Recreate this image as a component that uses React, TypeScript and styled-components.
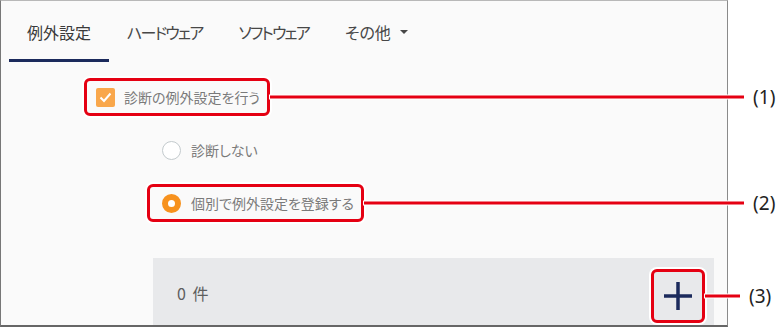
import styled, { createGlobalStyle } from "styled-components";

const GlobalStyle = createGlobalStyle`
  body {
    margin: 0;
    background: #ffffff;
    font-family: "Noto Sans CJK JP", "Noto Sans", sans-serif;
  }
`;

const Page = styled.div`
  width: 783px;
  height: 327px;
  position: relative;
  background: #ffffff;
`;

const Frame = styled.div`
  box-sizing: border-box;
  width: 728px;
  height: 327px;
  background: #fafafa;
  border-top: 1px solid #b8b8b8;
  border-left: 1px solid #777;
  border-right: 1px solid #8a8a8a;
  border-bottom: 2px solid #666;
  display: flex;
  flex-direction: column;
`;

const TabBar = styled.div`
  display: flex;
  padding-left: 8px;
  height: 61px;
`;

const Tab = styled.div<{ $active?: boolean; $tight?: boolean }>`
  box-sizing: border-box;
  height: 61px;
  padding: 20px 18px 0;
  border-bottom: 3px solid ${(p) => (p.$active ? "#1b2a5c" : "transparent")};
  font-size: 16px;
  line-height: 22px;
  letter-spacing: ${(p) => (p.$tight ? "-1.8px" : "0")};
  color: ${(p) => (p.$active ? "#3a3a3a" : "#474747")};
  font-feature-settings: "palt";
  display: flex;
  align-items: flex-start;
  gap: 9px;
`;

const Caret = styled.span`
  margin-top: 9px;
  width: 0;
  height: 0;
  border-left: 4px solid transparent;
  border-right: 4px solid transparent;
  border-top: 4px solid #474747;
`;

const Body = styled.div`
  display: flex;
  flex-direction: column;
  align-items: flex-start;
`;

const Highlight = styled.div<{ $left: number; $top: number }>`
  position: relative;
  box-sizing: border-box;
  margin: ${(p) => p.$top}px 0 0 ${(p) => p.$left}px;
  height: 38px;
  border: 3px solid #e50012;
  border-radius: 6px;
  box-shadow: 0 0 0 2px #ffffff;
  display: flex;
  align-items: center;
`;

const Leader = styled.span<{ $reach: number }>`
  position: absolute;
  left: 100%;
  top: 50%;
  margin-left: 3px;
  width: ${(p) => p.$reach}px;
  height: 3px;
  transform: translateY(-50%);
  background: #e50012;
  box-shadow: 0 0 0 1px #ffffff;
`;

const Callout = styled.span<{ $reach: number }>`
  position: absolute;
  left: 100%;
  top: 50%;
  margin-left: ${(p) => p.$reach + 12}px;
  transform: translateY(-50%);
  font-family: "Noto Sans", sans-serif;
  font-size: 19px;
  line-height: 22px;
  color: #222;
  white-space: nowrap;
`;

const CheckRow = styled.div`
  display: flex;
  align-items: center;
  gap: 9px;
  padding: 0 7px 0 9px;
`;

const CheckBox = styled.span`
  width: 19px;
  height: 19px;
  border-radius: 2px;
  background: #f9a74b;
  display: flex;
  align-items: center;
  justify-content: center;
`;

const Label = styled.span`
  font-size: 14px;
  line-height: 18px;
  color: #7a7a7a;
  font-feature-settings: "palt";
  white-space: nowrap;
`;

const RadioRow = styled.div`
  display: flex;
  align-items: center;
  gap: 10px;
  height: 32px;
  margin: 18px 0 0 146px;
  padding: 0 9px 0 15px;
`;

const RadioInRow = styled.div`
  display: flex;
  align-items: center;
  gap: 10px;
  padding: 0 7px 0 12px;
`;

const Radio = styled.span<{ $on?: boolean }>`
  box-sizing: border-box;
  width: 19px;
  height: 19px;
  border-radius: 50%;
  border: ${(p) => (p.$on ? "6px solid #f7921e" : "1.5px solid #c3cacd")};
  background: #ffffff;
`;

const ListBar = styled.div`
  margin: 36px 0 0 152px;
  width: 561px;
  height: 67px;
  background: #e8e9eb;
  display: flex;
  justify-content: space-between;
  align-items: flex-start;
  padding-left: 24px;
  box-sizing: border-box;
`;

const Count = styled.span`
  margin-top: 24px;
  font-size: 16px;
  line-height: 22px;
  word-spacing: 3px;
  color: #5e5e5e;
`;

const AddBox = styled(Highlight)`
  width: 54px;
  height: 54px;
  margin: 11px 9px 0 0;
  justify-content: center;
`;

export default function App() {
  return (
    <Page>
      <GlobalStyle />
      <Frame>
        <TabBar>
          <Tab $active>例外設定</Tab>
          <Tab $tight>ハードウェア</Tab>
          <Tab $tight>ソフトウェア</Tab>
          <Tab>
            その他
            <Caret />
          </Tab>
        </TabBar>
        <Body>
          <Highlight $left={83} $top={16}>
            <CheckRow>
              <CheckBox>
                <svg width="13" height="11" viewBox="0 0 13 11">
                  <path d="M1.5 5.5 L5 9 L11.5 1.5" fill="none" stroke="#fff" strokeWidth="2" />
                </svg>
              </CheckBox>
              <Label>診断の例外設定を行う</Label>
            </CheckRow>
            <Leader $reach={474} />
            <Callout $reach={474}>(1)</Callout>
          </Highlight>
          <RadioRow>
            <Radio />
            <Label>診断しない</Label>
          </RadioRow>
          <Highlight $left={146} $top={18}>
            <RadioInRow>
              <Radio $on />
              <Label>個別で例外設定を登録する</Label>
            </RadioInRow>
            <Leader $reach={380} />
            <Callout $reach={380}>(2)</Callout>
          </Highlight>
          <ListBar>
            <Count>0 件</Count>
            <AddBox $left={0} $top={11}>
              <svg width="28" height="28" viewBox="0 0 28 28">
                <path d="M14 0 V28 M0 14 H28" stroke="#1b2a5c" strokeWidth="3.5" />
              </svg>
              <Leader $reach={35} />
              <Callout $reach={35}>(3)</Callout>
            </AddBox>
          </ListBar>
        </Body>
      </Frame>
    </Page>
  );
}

========================================

Given instruction -
Copy out all the data exactly; skip the pictures.

Result of this exercise -
Recreate this image as a component that uses React, TypeScript and styled-components.
import styled, { createGlobalStyle } from "styled-components";

const GlobalStyle = createGlobalStyle`
  body {
    margin: 0;
    background: #ffffff;
    font-family: "Noto Sans CJK JP", "Noto Sans", sans-serif;
  }
`;

const Page = styled.div`
  width: 783px;
  height: 327px;
  position: relative;
  background: #ffffff;
`;

const Frame = styled.div`
  box-sizing: border-box;
  width: 728px;
  height: 327px;
  background: #fafafa;
  border-top: 1px solid #b8b8b8;
  border-left: 1px solid #777;
  border-right: 1px solid #8a8a8a;
  border-bottom: 2px solid #666;
  display: flex;
  flex-direction: column;
`;

const TabBar = styled.div`
  display: flex;
  padding-left: 8px;
  height: 61px;
`;

const Tab = styled.div<{ $active?: boolean; $tight?: boolean }>`
  box-sizing: border-box;
  height: 61px;
  padding: 20px 18px 0;
  border-bottom: 3px solid ${(p) => (p.$active ? "#1b2a5c" : "transparent")};
  font-size: 16px;
  line-height: 22px;
  letter-spacing: ${(p) => (p.$tight ? "-1.8px" : "0")};
  color: ${(p) => (p.$active ? "#3a3a3a" : "#474747")};
  font-feature-settings: "palt";
  display: flex;
  align-items: flex-start;
  gap: 9px;
`;

const Caret = styled.span`
  margin-top: 9px;
  width: 0;
  height: 0;
  border-left: 4px solid transparent;
  border-right: 4px solid transparent;
  border-top: 4px solid #474747;
`;

const Body = styled.div`
  display: flex;
  flex-direction: column;
  align-items: flex-start;
`;

const Highlight = styled.div<{ $left: number; $top: number }>`
  position: relative;
  box-sizing: border-box;
  margin: ${(p) => p.$top}px 0 0 ${(p) => p.$left}px;
  height: 38px;
  border: 3px solid #e50012;
  border-radius: 6px;
  box-shadow: 0 0 0 2px #ffffff;
  display: flex;
  align-items: center;
`;

const Leader = styled.span<{ $reach: number }>`
  position: absolute;
  left: 100%;
  top: 50%;
  margin-left: 3px;
  width: ${(p) => p.$reach}px;
  height: 3px;
  transform: translateY(-50%);
  background: #e50012;
  box-shadow: 0 0 0 1px #ffffff;
`;

const Callout = styled.span<{ $reach: number }>`
  position: absolute;
  left: 100%;
  top: 50%;
  margin-left: ${(p) => p.$reach + 12}px;
  transform: translateY(-50%);
  font-family: "Noto Sans", sans-serif;
  font-size: 19px;
  line-height: 22px;
  color: #222;
  white-space: nowrap;
`;

const CheckRow = styled.div`
  display: flex;
  align-items: center;
  gap: 9px;
  padding: 0 7px 0 9px;
`;

const CheckBox = styled.span`
  width: 19px;
  height: 19px;
  border-radius: 2px;
  background: #f9a74b;
  display: flex;
  align-items: center;
  justify-content: center;
`;

const Label = styled.span`
  font-size: 14px;
  line-height: 18px;
  color: #7a7a7a;
  font-feature-settings: "palt";
  white-space: nowrap;
`;

const RadioRow = styled.div`
  display: flex;
  align-items: center;
  gap: 10px;
  height: 32px;
  margin: 18px 0 0 146px;
  padding: 0 9px 0 15px;
`;

const RadioInRow = styled.div`
  display: flex;
  align-items: center;
  gap: 10px;
  padding: 0 7px 0 12px;
`;

const Radio = styled.span<{ $on?: boolean }>`
  box-sizing: border-box;
  width: 19px;
  height: 19px;
  border-radius: 50%;
  border: ${(p) => (p.$on ? "6px solid #f7921e" : "1.5px solid #c3cacd")};
  background: #ffffff;
`;

const ListBar = styled.div`
  margin: 36px 0 0 152px;
  width: 561px;
  height: 67px;
  background: #e8e9eb;
  display: flex;
  justify-content: space-between;
  align-items: flex-start;
  padding-left: 24px;
  box-sizing: border-box;
`;

const Count = styled.span`
  margin-top: 24px;
  font-size: 16px;
  line-height: 22px;
  word-spacing: 3px;
  color: #5e5e5e;
`;

const AddBox = styled(Highlight)`
  width: 54px;
  height: 54px;
  margin: 11px 9px 0 0;
  justify-content: center;
`;

export default function App() {
  return (
    <Page>
      <GlobalStyle />
      <Frame>
        <TabBar>
          <Tab $active>例外設定</Tab>
          <Tab $tight>ハードウェア</Tab>
          <Tab $tight>ソフトウェア</Tab>
          <Tab>
            その他
            <Caret />
          </Tab>
        </TabBar>
        <Body>
          <Highlight $left={83} $top={16}>
            <CheckRow>
              <CheckBox>
                <svg width="13" height="11" viewBox="0 0 13 11">
                  <path d="M1.5 5.5 L5 9 L11.5 1.5" fill="none" stroke="#fff" strokeWidth="2" />
                </svg>
              </CheckBox>
              <Label>診断の例外設定を行う</Label>
            </CheckRow>
            <Leader $reach={474} />
            <Callout $reach={474}>(1)</Callout>
          </Highlight>
          <RadioRow>
            <Radio />
            <Label>診断しない</Label>
          </RadioRow>
          <Highlight $left={146} $top={18}>
            <RadioInRow>
              <Radio $on />
              <Label>個別で例外設定を登録する</Label>
            </RadioInRow>
            <Leader $reach={380} />
            <Callout $reach={380}>(2)</Callout>
          </Highlight>
          <ListBar>
            <Count>0 件</Count>
            <AddBox $left={0} $top={11}>
              <svg width="28" height="28" viewBox="0 0 28 28">
                <path d="M14 0 V28 M0 14 H28" stroke="#1b2a5c" strokeWidth="3.5" />
              </svg>
              <Leader $reach={35} />
              <Callout $reach={35}>(3)</Callout>
            </AddBox>
          </ListBar>
        </Body>
      </Frame>
    </Page>
  );
}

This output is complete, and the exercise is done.